We believe that this is caused by an off-by-one error somewhere in the
code generation for extractvalue. For instance, we tried generating
RISC-V assembly code to see what code was generated for both of these
programs. Both the vector and array versions compile to identical
assembly language except for the load of the return value.
The vector version:
.text
.attribute 4, 16
.attribute 5, "rv64i2p1_m2p0_a2p1_c2p0_zmmul1p0"
.file "ptrtoint2.ll"
.globl main # -- Begin function main
.p2align 1
.type main,@function
main: # @main
.cfi_startproc
# %bb.0:
addi sp, sp, -16
.cfi_def_cfa_offset 16
li a0, 0
sb a0, 15(sp)
sb a0, 14(sp)
sb a0, 13(sp)
sb a0, 12(sp)
lbu a0, 16(sp)
addi sp, sp, 16
ret
.Lfunc_end0:
.size main, .Lfunc_end0-main
.cfi_endproc
# -- End function
.section ".note.GNU-stack","",@progbits
.addrsig
The array version:
.text
.attribute 4, 16
.attribute 5, "rv64i2p1_m2p0_a2p1_c2p0_zmmul1p0"
.file "ptrtoint7.ll"
.globl main # -- Begin function main
.p2align 1
.type main,@function
main: # @main
.cfi_startproc
# %bb.0:
addi sp, sp, -16
.cfi_def_cfa_offset 16
li a0, 0
sb a0, 15(sp)
sb a0, 14(sp)
sb a0, 13(sp)
sb a0, 12(sp)
lbu a0, 15(sp)
addi sp, sp, 16
ret
.Lfunc_end0:
.size main, .Lfunc_end0-main
.cfi_endproc
# -- End function
.section ".note.GNU-stack","",@progbits
.addrsig
In the vector version the instruction lbu a0, 16(sp)
should be lbu a0, 15(sp)
, as in the array version. A similar issue can be seen in
the ARM code that's generated as well. Presumably something similar
happens in x86 as well, but there are larger differences between the
assembly files generated between the two files as well.

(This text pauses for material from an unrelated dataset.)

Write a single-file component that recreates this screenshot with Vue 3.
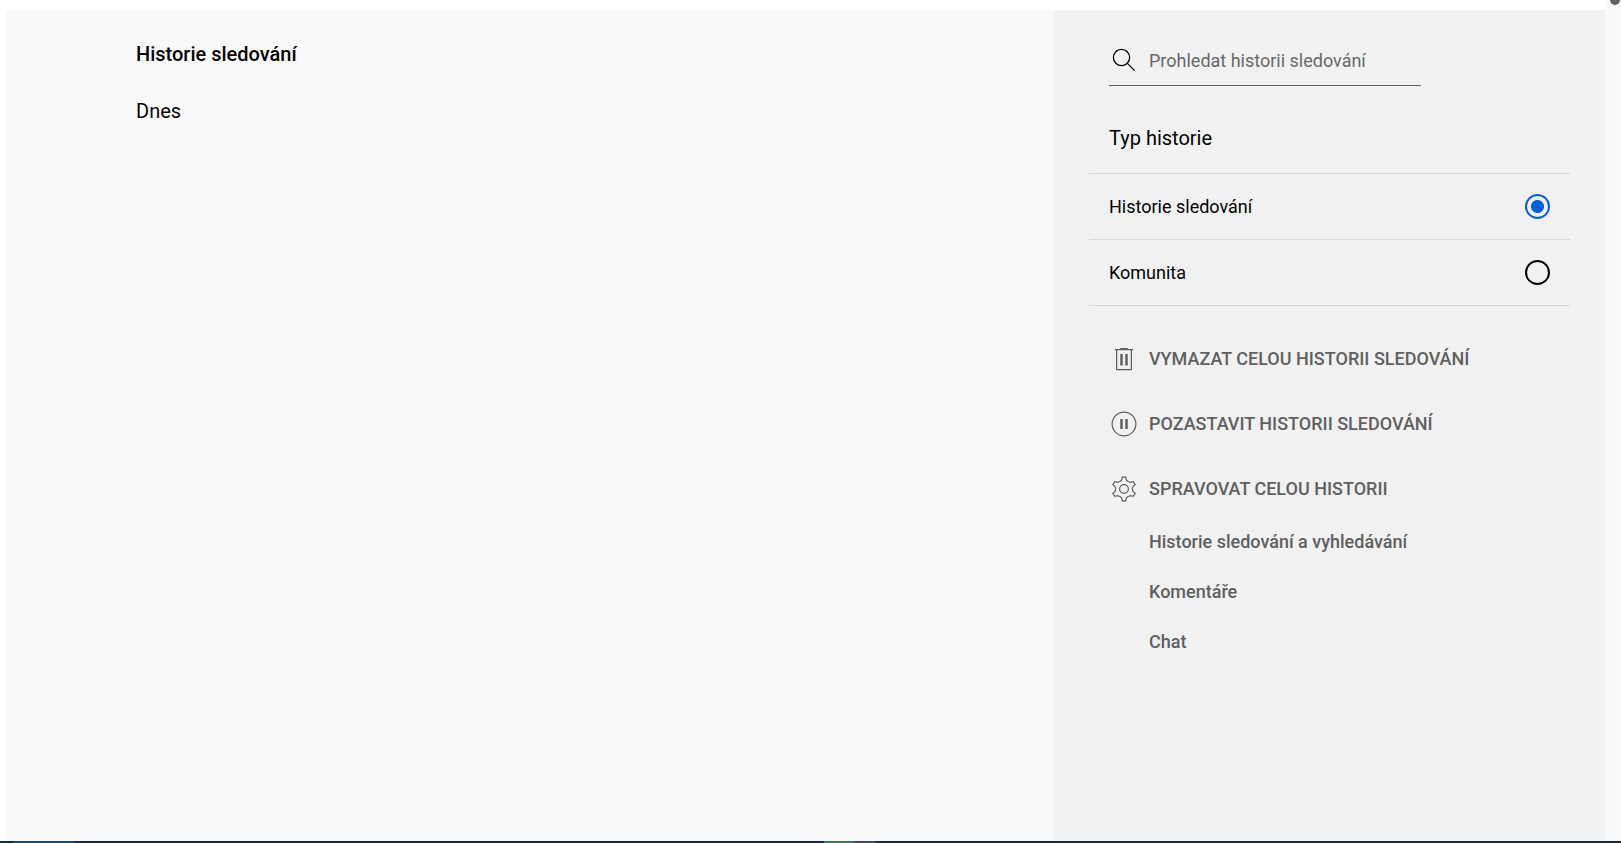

This test was ran using the following machines
- Clang 13
Homebrew clang version 13.0.1
Target: x86_64-apple-darwin21.6.0
Thread model: posix
InstalledDir: /usr/local/opt/llvm@13/bin
- Clang 19
Homebrew clang version 19.1.7
Target: x86_64-apple-darwin21.6.0
Thread model: posix
InstalledDir: /usr/local/Cellar/llvm/19.1.7/bin
Configuration file: /usr/local/etc/clang/x86_64-apple-darwin21.cfg
We believe that the structure in both of the examples should be of the same size as the i32
value because of the following statements from the LLVM Language Reference:
- "In general vector elements are laid out in memory in the same way as array types. Such an analogy works fine as long as the vector elements are byte sized"
- "Structures may optionally be 'packed' structures, which indicate that the alignment of the struct is one byte, and that there is no padding between the elements."
Notice the following
- It is true that, according to this mail, that "
extractvalue
does not work on vectors, [and one] needs to useextractelement
for them". However, the example in that code was directly extracting the element from the vector inside the packed struct using a singleextractvalue
call. This example is different, and is similar to the first few instructions of the example in the mail: our example does not directly load value from the vector inside the packed struct, but other elements inside the packed struct.